EECP is a noninvasive, safe, and well-tolerated procedure with very few contraindications. In the literature, only minor EECP device-related side effects (e.g., pain in the legs or skin abrasion) were reported [6]. No retinal bleeding caused by the procedure was observed [9]. In our study, all patients wore fitted cotton trousers and air bags were wrapped properly with bone salient placed above pads during the treatment. Only one patient complained of the pain in the lower legs, which was caused by a skin abrasion induced by EECP. No retinal bleeding induced by EECP was observed in our study, suggesting that EECP is safe in these patients. Furthermore, there was significant improvement in VA in NAION eyes of the patients after EECP treatment, and the VA improvement was correlated positively with the blood flow parameter. We also found a significant difference in median MD in NAION eyes after 12 h EECP. These findings may further indicate the effect of EECP on NAION eyes. However, the clinical significance of these changes, especially the change in VF, is still minimal. Further studies are required to verify these findings, and to justify the clinical impact of such changes in NAION patients.

The pathogenic concept of an acute NAION includes the acute hypoperfusion of short posterior ciliary arteries (SPCAs) [1, 2, 23]. However, it is impossible for CDI to differentiate the individual paraoptic branches of SPCAs.
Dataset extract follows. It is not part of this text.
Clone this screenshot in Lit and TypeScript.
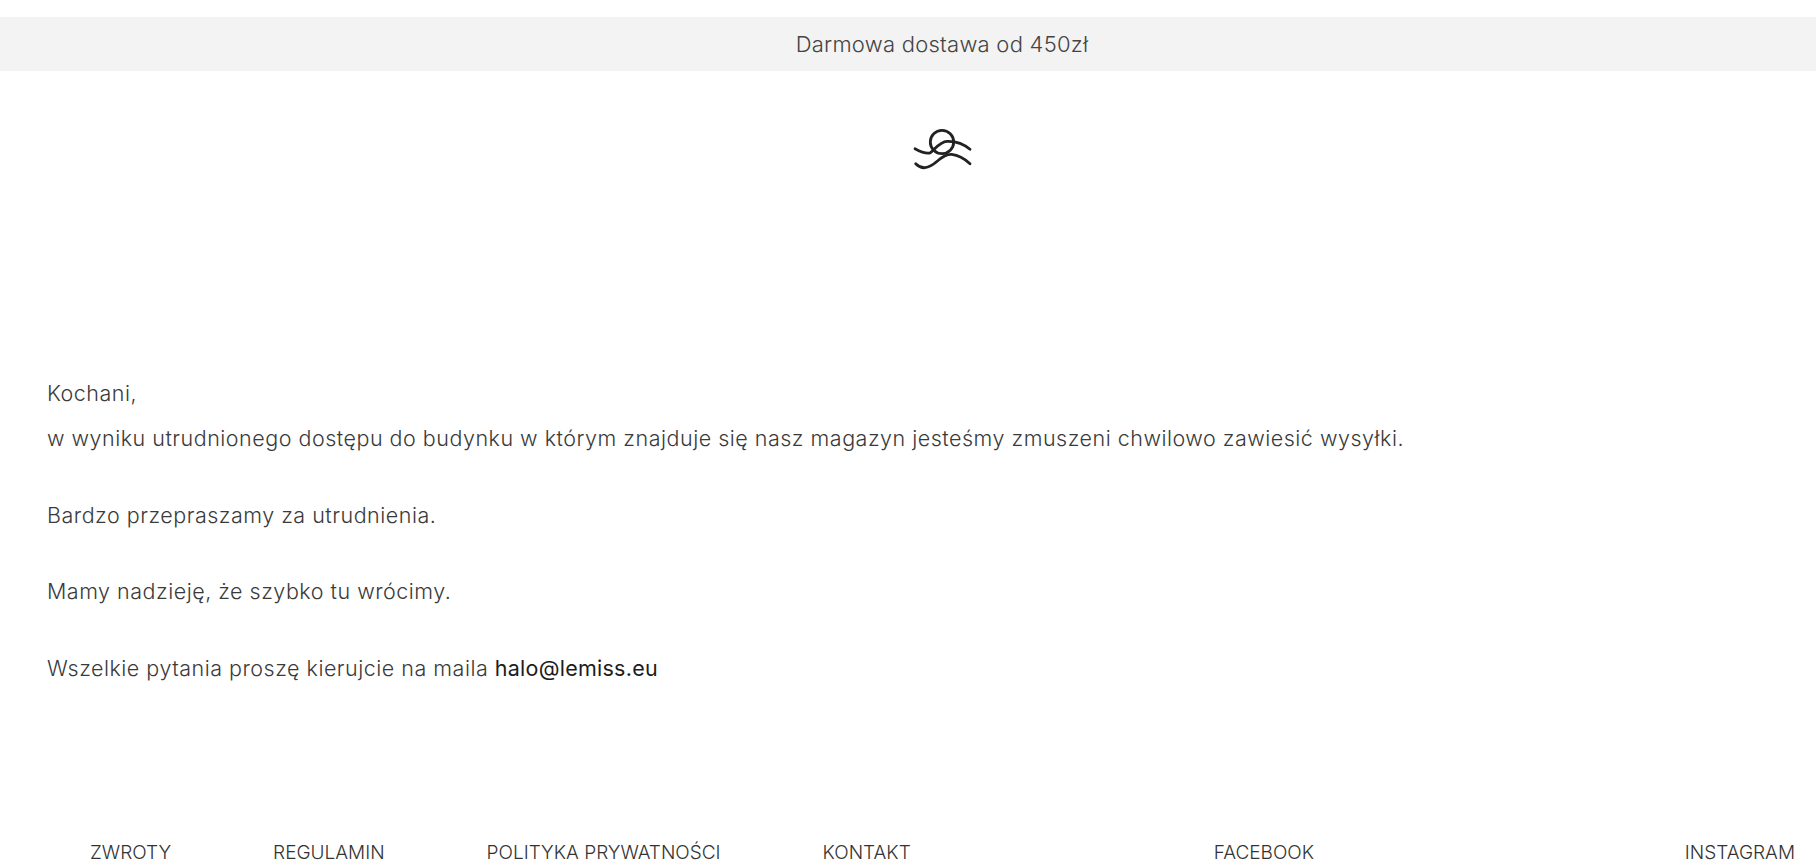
import { LitElement, html, css } from 'lit';
import { customElement } from 'lit/decorators.js';

@customElement('app-root')
export default class AppRoot extends LitElement {
  static styles = css`
    :host {
      display: block;
      height: 867px;
      overflow: hidden;
      background: #fff;
      color: #3a3a3a;
      font-family: 'Inter', 'Liberation Sans', sans-serif;
      font-weight: 300;
    }

    .page {
      display: flex;
      flex-direction: column;
      height: 100%;
      padding-top: 17px;
      box-sizing: border-box;
    }

    .promo {
      display: flex;
      align-items: center;
      justify-content: center;
      height: 54px;
      padding-left: 68px;
      background: #f3f3f3;
      color: #444;
      font-size: 22px;
      font-weight: 300;
      letter-spacing: 0.25px;
    }

    .logo {
      display: flex;
      justify-content: center;
      margin-top: 57px;
      padding-left: 68px;
      height: 44px;
    }

    .message {
      padding: 0 47px;
      margin-top: 199px;
      font-size: 21.5px;
      line-height: 45px;
      letter-spacing: 0.5px;
    }

    .message p {
      margin: 0 0 31.5px;
    }

    .message p.tight {
      margin-bottom: 0;
    }

    .message a {
      color: #1c1c1c;
      font-weight: 400;
      letter-spacing: 0.25px;
      text-decoration: none;
    }

    .footer {
      display: flex;
      margin-top: auto;
      padding: 0 21px 0 90px;
      font-size: 19px;
      line-height: 28px;
    }

    .footer a {
      color: #333;
      text-decoration: none;
      white-space: nowrap;
    }

    .links {
      display: flex;
      gap: 102px;
    }

    .social {
      display: flex;
      flex: 1;
      justify-content: space-between;
      margin-left: 303px;
    }
  `;

  render() {
    return html`<div class="page">
      <div class="promo">Darmowa dostawa od 450zł</div>
      <div class="logo">
        <svg width="60" height="44" viewBox="0 0 60 44" fill="none" stroke="#222" stroke-width="2.8" stroke-linecap="round">
          <circle cx="30" cy="14" r="11.7"></circle>
          <path d="M3 20.7C8 23.5 13 26 18 25C23 21 28 13.5 35 13.3C44 13 52 16 58 21.3"></path>
          <path d="M3.7 35.7C6.5 38.5 10 40 13 39.7C19 39 22.5 35.5 26.3 32.3C30 29 35 26 39.7 26.3C47 27 53 31 58 35.7"></path>
        </svg>
      </div>
      <div class="message">
        <p class="tight">Kochani,</p>
        <p>w wyniku utrudnionego dostępu do budynku w którym znajduje się nasz magazyn jesteśmy zmuszeni chwilowo zawiesić wysyłki.</p>
        <p>Bardzo przepraszamy za utrudnienia.</p>
        <p>Mamy nadzieję, że szybko tu wrócimy.</p>
        <p>Wszelkie pytania proszę kierujcie na maila <a href="#">halo@lemiss.eu</a></p>
      </div>
      <div class="footer">
        <div class="links">
          <a href="#">ZWROTY</a>
          <a href="#">REGULAMIN</a>
          <a href="#">POLITYKA PRYWATNOŚCI</a>
          <a href="#">KONTAKT</a>
        </div>
        <div class="social">
          <a href="#">FACEBOOK</a>
          <a href="#">INSTAGRAM</a>
        </div>
      </div>
    </div>`;
  }
}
The values obtained from CDI represent “acceptable” waveforms from bundles of vessels rather than individual vessels [24]. The anatomy of SPCAs is highly variable between different individuals, and anastomoses and narrowing are commonly observed [25]. Therefore, SPCAs were not included in our study since these data cannot be measured individually by using CDI. Since EECP therapy could produce the vibration of body and head, measurements of IOP and ocular blood flow velocities during EECP were not recorded in the present study. In the future, more indices for blood flow comparison other than blood flow velocities alone should provide more insights into this treatment. The treatment duration was based on prior clinical studies in chronic angina (thirty-five 1-h daily treatment sessions) [5, 6]. However, considering that EECP is a long-term treatment method, in the present study, which is an initial trial of EECP therapy on NAION, we used a less but effective amount of treatment with 12 sessions. In future study, long-term treatment and randomly controlled clinical trials should be performed on a large sample size, and the research period may also be extended to days or weeks after EECP so as to investigate the sustained effect of EECP on NAION patients.

In conclusion, in the present study, EECP progressively increases the blood flow velocities of the OA and CRA in both eyes of acute unilateral NAION patients. The extent of ocular blood flow velocities augmentation immediately after EECP appears to be more significant in NAION eyes than that in fellow eyes. EECP could be a clinically effective and safe procedure for patients with NAION.